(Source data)
·····
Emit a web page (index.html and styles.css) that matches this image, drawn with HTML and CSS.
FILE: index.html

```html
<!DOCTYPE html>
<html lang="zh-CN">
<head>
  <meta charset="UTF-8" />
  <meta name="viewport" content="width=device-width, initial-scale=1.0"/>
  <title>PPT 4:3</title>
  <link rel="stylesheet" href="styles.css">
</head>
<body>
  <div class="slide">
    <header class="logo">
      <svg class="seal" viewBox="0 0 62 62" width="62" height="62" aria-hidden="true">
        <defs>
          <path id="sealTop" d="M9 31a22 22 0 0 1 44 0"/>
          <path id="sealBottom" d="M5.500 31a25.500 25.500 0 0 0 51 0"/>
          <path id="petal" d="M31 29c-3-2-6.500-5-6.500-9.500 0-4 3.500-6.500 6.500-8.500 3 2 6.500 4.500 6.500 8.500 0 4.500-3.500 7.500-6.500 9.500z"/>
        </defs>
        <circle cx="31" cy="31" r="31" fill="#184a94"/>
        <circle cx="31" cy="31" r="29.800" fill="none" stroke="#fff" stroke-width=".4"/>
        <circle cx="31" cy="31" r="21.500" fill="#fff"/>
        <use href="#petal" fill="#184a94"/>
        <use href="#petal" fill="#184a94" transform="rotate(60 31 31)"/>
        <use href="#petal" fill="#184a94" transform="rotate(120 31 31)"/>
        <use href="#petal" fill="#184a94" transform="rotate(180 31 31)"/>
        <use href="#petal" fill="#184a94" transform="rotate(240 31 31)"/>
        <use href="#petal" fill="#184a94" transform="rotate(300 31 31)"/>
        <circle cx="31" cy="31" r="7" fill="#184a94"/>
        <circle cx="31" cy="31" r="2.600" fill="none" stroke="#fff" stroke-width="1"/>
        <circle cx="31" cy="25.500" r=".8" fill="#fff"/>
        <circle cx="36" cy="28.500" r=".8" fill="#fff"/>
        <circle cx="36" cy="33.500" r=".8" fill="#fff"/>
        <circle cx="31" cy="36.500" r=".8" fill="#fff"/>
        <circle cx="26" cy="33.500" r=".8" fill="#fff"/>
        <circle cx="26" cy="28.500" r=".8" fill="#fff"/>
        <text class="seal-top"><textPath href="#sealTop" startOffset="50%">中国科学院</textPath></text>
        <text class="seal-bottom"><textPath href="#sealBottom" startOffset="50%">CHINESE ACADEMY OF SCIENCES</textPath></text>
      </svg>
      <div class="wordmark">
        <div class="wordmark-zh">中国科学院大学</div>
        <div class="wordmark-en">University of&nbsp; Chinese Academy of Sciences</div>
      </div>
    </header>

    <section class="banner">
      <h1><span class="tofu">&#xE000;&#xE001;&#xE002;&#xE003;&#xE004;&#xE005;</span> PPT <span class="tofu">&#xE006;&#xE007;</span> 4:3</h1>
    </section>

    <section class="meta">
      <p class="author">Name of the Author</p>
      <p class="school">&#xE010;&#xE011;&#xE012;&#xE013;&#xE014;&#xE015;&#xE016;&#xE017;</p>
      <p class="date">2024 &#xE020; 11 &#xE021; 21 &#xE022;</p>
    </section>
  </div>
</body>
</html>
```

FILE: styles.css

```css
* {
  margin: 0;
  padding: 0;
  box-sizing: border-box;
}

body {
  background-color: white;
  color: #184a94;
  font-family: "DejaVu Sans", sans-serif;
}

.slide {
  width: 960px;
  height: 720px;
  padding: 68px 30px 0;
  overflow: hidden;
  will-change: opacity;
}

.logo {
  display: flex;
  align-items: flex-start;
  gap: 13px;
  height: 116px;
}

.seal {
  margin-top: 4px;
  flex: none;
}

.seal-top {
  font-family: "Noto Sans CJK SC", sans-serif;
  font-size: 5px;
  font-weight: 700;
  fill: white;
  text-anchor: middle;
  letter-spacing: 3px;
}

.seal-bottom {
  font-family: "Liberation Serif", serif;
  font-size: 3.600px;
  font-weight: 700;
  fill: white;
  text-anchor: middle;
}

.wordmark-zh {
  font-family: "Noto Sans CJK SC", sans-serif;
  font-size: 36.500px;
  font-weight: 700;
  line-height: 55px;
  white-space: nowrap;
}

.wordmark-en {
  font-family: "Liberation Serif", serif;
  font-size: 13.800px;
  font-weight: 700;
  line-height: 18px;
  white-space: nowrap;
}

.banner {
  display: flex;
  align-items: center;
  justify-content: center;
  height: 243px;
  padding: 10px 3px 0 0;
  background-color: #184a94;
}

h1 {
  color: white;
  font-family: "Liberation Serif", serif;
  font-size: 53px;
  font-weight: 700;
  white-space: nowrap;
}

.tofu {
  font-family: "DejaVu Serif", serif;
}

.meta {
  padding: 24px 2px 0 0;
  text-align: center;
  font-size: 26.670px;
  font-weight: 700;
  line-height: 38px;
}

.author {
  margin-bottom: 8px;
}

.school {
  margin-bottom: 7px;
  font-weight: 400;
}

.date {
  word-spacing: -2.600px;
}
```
·····
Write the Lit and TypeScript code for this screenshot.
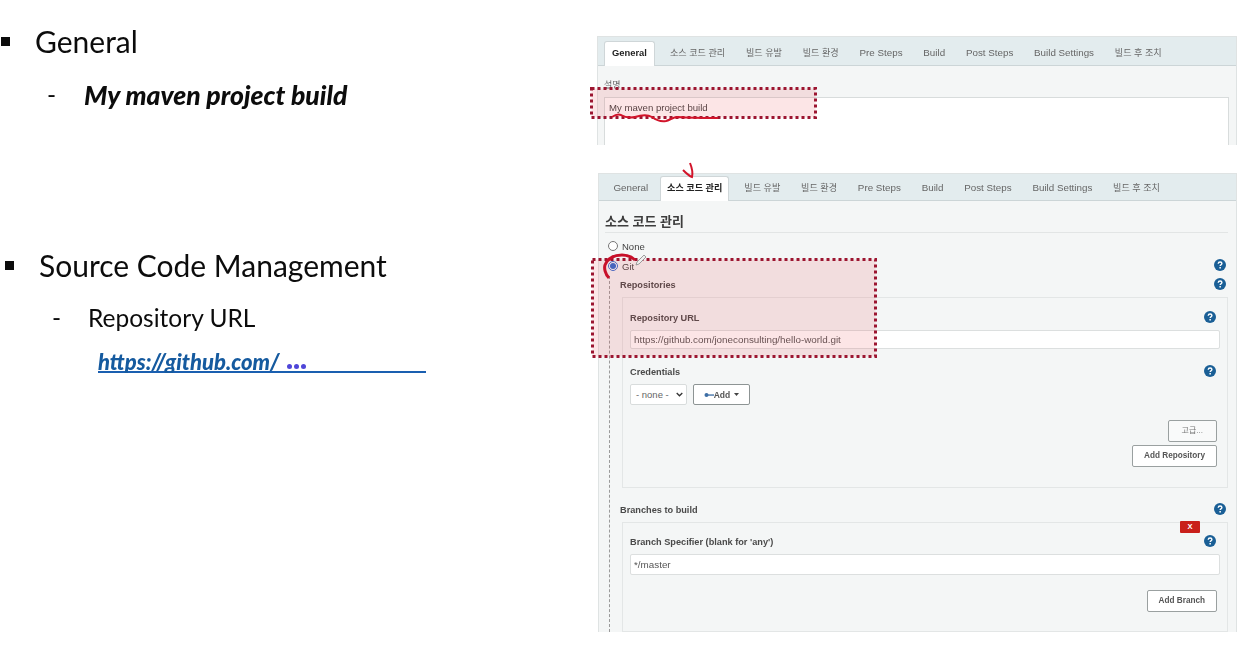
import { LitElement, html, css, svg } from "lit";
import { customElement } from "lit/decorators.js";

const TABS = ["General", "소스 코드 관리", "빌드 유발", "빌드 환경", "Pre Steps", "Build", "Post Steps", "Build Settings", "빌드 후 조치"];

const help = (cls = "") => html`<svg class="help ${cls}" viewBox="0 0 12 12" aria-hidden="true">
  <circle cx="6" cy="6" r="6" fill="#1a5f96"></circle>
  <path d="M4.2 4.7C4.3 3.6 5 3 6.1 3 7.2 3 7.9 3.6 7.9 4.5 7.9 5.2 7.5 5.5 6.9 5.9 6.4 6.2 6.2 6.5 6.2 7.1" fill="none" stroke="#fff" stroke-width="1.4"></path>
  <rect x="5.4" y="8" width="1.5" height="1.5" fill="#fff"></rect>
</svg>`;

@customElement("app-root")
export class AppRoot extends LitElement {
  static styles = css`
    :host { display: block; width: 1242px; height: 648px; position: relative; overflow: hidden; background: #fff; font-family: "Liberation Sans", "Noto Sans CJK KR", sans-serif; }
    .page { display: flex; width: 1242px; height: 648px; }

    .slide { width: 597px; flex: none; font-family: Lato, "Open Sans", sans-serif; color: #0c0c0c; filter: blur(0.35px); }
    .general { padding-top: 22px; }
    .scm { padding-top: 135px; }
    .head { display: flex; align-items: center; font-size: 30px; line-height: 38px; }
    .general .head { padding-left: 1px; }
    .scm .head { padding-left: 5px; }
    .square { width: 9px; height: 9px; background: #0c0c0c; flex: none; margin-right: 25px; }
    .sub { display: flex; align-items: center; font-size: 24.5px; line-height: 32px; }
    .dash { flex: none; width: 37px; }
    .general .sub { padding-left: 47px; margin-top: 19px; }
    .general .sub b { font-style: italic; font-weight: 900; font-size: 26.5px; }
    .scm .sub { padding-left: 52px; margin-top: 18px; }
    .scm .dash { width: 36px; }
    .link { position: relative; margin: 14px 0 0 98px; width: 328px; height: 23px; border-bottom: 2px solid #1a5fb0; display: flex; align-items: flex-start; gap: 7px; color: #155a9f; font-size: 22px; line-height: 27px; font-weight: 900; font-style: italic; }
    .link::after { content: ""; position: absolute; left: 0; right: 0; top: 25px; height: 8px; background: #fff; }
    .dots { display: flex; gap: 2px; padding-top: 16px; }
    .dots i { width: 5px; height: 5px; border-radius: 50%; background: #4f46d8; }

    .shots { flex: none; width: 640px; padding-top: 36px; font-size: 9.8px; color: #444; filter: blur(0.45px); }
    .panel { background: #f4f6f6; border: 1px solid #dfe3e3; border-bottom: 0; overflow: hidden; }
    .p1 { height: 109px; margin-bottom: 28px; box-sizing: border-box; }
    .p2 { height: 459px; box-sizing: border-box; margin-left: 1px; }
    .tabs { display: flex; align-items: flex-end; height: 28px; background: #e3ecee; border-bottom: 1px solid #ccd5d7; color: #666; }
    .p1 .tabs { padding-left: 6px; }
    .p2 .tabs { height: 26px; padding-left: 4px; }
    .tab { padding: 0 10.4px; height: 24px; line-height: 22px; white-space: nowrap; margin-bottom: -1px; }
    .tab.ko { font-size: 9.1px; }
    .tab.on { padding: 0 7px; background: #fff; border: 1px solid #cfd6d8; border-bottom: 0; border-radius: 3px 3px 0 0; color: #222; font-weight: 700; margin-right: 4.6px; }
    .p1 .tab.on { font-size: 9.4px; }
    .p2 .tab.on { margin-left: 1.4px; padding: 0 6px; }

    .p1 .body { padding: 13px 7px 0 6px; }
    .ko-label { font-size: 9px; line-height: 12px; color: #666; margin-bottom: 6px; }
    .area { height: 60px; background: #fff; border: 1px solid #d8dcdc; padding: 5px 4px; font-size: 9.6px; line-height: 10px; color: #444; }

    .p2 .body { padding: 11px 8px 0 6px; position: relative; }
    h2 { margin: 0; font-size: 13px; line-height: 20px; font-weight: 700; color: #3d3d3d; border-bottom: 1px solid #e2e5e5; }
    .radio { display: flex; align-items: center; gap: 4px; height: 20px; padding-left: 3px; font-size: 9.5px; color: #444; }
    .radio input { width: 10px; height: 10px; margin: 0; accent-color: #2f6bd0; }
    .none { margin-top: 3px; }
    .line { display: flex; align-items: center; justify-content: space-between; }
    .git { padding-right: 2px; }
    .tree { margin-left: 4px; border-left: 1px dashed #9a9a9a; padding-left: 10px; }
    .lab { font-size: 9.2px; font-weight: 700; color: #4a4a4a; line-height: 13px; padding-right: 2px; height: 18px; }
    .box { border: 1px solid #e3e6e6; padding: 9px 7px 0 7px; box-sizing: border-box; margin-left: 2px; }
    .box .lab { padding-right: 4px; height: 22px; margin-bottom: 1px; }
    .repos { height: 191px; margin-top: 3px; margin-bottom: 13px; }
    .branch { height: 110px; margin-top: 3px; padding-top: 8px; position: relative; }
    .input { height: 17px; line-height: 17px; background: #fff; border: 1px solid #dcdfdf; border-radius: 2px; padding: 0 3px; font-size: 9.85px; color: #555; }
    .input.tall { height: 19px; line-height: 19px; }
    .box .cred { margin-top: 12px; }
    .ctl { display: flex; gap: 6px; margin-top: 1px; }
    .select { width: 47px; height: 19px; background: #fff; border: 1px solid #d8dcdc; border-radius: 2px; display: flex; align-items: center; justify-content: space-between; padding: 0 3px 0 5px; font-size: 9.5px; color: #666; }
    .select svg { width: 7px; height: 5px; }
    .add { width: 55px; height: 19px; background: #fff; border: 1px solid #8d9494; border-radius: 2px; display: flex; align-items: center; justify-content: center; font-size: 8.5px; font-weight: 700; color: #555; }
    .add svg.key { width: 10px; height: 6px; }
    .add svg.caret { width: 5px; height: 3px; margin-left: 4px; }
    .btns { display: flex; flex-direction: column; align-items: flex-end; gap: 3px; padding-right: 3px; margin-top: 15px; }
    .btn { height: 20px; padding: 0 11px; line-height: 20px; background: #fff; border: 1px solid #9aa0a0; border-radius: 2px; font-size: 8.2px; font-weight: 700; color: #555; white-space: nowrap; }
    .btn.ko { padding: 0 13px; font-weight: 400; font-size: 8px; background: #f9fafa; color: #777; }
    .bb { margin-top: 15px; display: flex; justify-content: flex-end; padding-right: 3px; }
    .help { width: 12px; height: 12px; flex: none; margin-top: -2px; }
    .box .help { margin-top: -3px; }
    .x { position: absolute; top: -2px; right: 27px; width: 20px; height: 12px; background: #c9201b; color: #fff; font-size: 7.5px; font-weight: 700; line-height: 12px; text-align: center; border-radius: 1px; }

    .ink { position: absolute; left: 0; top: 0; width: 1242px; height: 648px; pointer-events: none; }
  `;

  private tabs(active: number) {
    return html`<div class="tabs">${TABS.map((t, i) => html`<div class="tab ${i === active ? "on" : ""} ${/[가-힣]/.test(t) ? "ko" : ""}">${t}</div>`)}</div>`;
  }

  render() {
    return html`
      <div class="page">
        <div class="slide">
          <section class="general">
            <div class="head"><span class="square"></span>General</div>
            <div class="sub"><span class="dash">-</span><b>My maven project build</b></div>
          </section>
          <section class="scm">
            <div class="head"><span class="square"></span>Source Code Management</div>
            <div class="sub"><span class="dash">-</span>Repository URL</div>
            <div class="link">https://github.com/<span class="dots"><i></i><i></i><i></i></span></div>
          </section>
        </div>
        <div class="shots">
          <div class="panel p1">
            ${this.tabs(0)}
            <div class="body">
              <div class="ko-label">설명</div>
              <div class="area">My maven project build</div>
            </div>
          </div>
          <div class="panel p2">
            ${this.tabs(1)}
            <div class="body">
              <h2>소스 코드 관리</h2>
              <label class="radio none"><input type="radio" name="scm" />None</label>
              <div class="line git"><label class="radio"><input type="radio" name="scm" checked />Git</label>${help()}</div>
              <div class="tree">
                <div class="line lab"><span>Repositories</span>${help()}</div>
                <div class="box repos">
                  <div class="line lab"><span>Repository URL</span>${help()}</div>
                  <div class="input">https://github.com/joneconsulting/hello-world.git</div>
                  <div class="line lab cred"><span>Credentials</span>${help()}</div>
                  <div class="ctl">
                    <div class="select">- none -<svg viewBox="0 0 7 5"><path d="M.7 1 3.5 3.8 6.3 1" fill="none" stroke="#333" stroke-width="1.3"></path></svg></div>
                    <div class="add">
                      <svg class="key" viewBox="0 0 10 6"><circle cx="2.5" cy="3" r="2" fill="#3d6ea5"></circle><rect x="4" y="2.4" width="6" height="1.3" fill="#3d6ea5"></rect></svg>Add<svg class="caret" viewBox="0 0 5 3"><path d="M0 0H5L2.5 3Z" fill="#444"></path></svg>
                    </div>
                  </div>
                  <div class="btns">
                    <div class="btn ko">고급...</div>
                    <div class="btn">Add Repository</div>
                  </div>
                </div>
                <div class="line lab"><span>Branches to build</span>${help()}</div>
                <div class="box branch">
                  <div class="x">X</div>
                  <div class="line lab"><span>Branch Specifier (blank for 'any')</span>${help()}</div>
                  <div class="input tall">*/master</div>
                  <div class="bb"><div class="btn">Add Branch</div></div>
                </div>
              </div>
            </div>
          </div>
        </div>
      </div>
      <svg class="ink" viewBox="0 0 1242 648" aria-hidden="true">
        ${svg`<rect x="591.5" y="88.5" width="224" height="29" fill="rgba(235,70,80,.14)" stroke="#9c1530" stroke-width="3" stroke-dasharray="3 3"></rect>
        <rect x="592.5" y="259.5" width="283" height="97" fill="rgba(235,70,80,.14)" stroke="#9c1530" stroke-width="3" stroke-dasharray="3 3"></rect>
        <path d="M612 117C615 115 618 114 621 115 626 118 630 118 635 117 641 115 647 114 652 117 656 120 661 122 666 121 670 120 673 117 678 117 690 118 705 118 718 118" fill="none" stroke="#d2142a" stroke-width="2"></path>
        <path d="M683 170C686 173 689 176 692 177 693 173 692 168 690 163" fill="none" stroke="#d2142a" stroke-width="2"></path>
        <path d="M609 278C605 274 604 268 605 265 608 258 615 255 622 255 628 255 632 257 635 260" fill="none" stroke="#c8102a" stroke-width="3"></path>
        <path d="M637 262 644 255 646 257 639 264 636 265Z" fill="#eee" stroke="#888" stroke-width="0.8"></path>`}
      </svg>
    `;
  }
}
·····
## WRITTEN PROBLEM
Look above for the line with "Write the Lit"; quote it and every line after it, stopping after the line with "flex; width: 1242px;", exactly, with nothing added and without pictures.

## EXERCISE OUTPUT
Write the Lit and TypeScript code for this screenshot.
import { LitElement, html, css, svg } from "lit";
import { customElement } from "lit/decorators.js";

const TABS = ["General", "소스 코드 관리", "빌드 유발", "빌드 환경", "Pre Steps", "Build", "Post Steps", "Build Settings", "빌드 후 조치"];

const help = (cls = "") => html`<svg class="help ${cls}" viewBox="0 0 12 12" aria-hidden="true">
  <circle cx="6" cy="6" r="6" fill="#1a5f96"></circle>
  <path d="M4.2 4.7C4.3 3.6 5 3 6.1 3 7.2 3 7.9 3.6 7.9 4.5 7.9 5.2 7.5 5.5 6.9 5.9 6.4 6.2 6.2 6.5 6.2 7.1" fill="none" stroke="#fff" stroke-width="1.4"></path>
  <rect x="5.4" y="8" width="1.5" height="1.5" fill="#fff"></rect>
</svg>`;

@customElement("app-root")
export class AppRoot extends LitElement {
  static styles = css`
    :host { display: block; width: 1242px; height: 648px; position: relative; overflow: hidden; background: #fff; font-family: "Liberation Sans", "Noto Sans CJK KR", sans-serif; }
    .page { display: flex; width: 1242px; height: 648px; }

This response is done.